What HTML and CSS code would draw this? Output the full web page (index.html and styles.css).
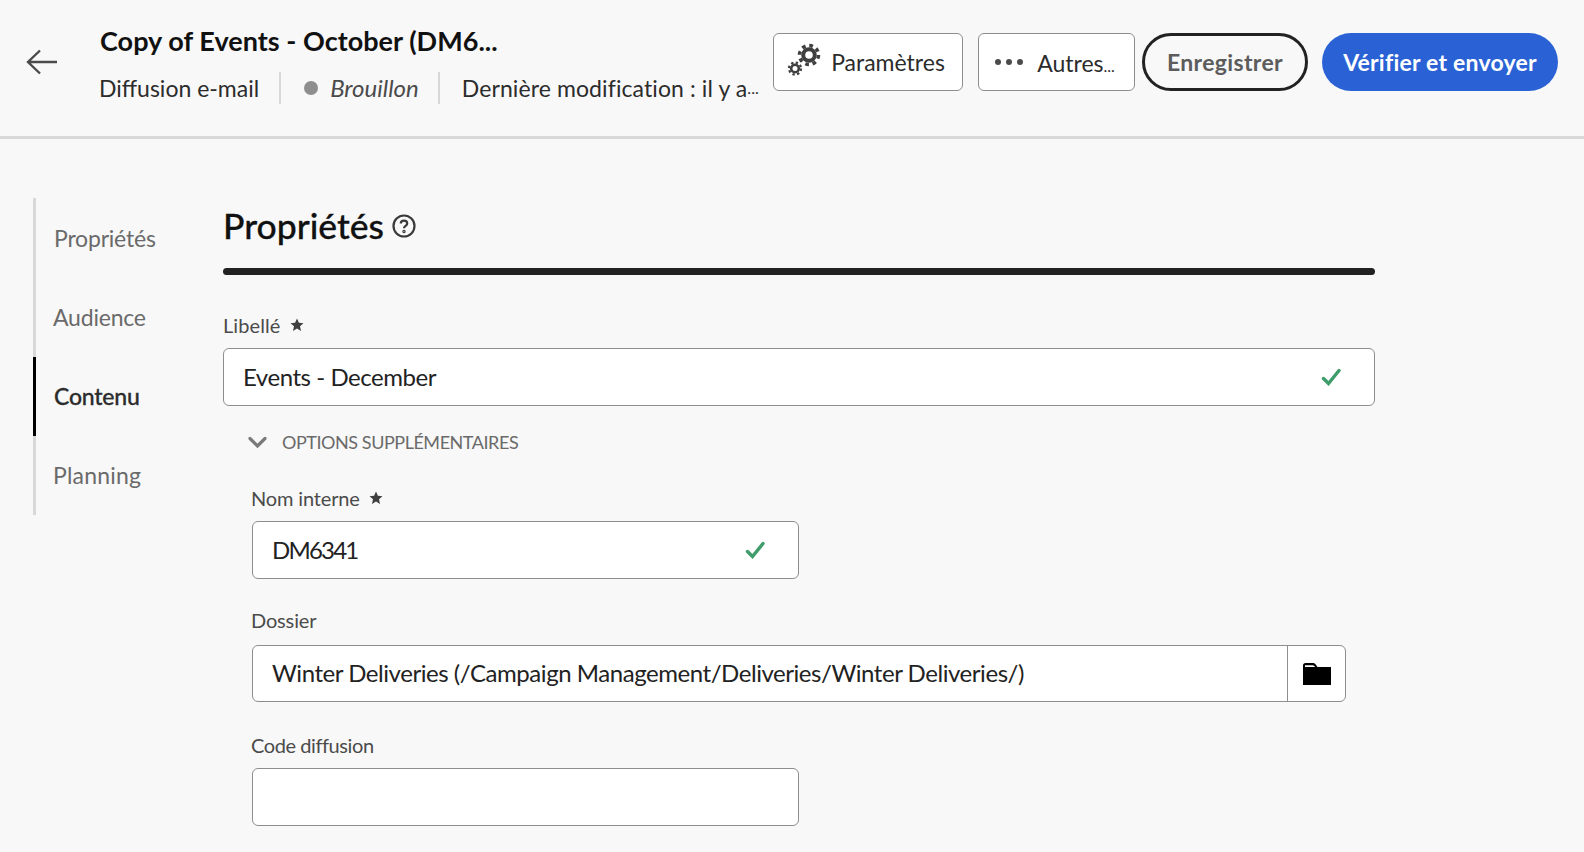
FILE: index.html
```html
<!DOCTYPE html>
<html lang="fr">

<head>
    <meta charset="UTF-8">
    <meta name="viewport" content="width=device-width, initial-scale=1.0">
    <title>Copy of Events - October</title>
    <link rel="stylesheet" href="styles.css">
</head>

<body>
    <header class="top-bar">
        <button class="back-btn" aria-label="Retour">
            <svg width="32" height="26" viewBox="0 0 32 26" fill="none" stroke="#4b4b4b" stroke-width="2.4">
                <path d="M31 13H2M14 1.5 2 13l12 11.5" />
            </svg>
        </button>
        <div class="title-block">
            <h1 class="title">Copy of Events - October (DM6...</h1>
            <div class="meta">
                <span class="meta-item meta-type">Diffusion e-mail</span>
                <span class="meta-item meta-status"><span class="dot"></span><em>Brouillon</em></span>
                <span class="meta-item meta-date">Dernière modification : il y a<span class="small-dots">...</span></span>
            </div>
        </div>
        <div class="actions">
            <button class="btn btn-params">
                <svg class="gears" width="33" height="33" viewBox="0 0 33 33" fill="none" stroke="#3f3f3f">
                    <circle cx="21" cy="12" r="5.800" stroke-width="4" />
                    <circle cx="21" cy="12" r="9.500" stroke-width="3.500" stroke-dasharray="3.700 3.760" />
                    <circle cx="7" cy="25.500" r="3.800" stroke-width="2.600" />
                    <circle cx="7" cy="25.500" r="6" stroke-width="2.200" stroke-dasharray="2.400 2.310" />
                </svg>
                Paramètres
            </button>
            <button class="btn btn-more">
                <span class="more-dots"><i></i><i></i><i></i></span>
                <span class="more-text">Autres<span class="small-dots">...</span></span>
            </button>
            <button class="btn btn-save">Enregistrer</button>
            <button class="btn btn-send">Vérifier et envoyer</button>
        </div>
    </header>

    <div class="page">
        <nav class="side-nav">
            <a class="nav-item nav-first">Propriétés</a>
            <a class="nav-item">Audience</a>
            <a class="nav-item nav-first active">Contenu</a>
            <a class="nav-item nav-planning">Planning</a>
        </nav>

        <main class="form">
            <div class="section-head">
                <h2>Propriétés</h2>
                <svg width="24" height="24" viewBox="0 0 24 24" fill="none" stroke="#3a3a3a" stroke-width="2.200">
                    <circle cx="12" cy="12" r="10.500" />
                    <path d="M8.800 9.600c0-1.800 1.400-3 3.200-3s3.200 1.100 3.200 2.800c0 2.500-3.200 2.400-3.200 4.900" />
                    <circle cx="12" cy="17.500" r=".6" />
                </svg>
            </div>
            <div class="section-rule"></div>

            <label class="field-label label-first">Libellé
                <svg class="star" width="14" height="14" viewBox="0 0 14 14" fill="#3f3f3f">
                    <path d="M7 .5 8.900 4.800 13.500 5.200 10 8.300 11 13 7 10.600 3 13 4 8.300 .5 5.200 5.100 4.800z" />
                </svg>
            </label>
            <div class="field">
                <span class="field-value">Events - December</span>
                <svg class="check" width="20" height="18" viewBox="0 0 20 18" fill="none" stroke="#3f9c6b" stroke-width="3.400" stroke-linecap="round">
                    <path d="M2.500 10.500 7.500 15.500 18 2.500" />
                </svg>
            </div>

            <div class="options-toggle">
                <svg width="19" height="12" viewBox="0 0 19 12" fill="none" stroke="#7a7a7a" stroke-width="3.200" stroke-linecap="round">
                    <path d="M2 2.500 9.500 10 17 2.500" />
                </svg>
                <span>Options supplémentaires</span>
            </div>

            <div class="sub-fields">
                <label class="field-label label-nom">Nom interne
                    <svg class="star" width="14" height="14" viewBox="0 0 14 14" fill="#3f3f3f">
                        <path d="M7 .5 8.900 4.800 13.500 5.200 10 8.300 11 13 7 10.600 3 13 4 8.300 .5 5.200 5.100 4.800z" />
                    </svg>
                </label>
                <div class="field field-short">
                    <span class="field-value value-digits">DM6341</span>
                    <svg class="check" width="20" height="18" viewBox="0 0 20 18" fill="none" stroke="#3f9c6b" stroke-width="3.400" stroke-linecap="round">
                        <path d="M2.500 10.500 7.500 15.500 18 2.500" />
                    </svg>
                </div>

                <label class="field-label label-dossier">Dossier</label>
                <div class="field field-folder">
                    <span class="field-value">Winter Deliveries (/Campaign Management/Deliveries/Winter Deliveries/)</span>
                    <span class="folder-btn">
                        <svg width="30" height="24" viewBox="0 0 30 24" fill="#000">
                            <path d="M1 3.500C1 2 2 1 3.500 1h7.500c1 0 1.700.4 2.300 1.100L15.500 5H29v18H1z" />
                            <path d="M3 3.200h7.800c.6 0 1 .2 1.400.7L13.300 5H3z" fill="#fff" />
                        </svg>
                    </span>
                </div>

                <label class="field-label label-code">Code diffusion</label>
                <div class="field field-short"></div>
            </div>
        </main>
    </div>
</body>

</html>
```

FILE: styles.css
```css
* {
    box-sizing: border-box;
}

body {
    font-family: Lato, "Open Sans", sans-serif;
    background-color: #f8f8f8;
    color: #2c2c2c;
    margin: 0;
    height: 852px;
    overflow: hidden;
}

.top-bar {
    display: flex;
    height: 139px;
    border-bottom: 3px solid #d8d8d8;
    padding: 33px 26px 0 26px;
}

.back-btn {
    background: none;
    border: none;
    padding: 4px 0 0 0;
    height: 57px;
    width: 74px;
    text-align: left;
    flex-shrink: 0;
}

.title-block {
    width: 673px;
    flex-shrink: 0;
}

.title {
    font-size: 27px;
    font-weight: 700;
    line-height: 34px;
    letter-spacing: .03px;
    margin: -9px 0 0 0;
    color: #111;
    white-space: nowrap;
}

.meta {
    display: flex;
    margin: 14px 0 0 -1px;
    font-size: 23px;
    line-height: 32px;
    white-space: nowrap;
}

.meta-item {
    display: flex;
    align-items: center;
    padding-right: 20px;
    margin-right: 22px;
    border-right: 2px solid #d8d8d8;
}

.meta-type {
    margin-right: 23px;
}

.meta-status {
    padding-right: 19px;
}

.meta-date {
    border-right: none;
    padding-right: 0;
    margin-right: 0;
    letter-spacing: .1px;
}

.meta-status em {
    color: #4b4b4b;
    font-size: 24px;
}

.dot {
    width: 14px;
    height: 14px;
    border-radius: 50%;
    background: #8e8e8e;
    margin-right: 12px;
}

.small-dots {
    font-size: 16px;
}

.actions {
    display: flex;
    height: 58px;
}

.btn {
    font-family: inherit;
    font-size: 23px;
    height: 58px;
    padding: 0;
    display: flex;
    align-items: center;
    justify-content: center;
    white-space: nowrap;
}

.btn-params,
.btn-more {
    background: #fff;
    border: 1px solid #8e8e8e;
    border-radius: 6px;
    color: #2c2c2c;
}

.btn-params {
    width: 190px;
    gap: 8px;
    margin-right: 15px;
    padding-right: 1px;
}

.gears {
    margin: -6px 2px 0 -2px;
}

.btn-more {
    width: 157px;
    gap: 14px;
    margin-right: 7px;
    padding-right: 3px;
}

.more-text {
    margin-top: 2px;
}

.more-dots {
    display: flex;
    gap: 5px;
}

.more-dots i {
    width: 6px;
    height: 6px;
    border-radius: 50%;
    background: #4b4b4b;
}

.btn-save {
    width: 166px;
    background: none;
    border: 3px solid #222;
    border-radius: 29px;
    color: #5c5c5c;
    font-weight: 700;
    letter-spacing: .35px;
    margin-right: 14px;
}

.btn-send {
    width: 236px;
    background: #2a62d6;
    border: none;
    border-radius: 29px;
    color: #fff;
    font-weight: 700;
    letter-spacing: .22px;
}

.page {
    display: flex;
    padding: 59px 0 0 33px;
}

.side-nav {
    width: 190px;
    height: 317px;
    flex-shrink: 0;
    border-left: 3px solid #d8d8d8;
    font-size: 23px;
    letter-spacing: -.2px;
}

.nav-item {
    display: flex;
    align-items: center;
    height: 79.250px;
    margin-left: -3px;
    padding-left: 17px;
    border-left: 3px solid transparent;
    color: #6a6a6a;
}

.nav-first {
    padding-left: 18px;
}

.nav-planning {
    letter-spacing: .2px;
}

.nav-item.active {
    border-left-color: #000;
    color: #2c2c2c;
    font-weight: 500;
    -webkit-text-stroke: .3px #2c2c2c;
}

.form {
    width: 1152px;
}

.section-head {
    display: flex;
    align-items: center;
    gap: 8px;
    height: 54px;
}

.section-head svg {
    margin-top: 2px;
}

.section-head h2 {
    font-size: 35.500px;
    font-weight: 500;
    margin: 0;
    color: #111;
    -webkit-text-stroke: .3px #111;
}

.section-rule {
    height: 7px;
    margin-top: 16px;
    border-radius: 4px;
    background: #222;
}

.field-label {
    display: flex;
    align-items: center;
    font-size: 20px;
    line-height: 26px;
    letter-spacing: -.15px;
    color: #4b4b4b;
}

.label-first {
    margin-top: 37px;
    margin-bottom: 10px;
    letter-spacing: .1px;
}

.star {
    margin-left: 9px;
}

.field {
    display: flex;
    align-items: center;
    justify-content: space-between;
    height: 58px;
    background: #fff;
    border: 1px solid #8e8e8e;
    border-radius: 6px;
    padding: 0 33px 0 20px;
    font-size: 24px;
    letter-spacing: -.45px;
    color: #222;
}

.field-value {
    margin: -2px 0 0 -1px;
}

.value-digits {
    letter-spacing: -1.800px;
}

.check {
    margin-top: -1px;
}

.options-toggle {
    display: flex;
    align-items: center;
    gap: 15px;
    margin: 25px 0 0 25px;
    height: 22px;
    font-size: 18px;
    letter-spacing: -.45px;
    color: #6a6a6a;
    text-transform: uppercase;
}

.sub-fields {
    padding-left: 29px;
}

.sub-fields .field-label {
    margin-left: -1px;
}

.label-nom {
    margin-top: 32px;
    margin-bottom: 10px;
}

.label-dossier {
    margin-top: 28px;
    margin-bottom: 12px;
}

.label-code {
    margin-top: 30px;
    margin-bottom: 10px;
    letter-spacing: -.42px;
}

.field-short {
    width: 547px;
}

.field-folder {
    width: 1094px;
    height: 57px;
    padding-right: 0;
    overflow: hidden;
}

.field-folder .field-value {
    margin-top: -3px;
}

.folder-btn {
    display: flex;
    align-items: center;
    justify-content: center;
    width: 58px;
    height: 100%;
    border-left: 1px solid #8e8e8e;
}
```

_____

**What the exercise asks:** Scan the material above. Copy each line where "page" occurs.

**Result below:**
What HTML and CSS code would draw this? Output the full web page (index.html and styles.css).
    <div class="page">
.page {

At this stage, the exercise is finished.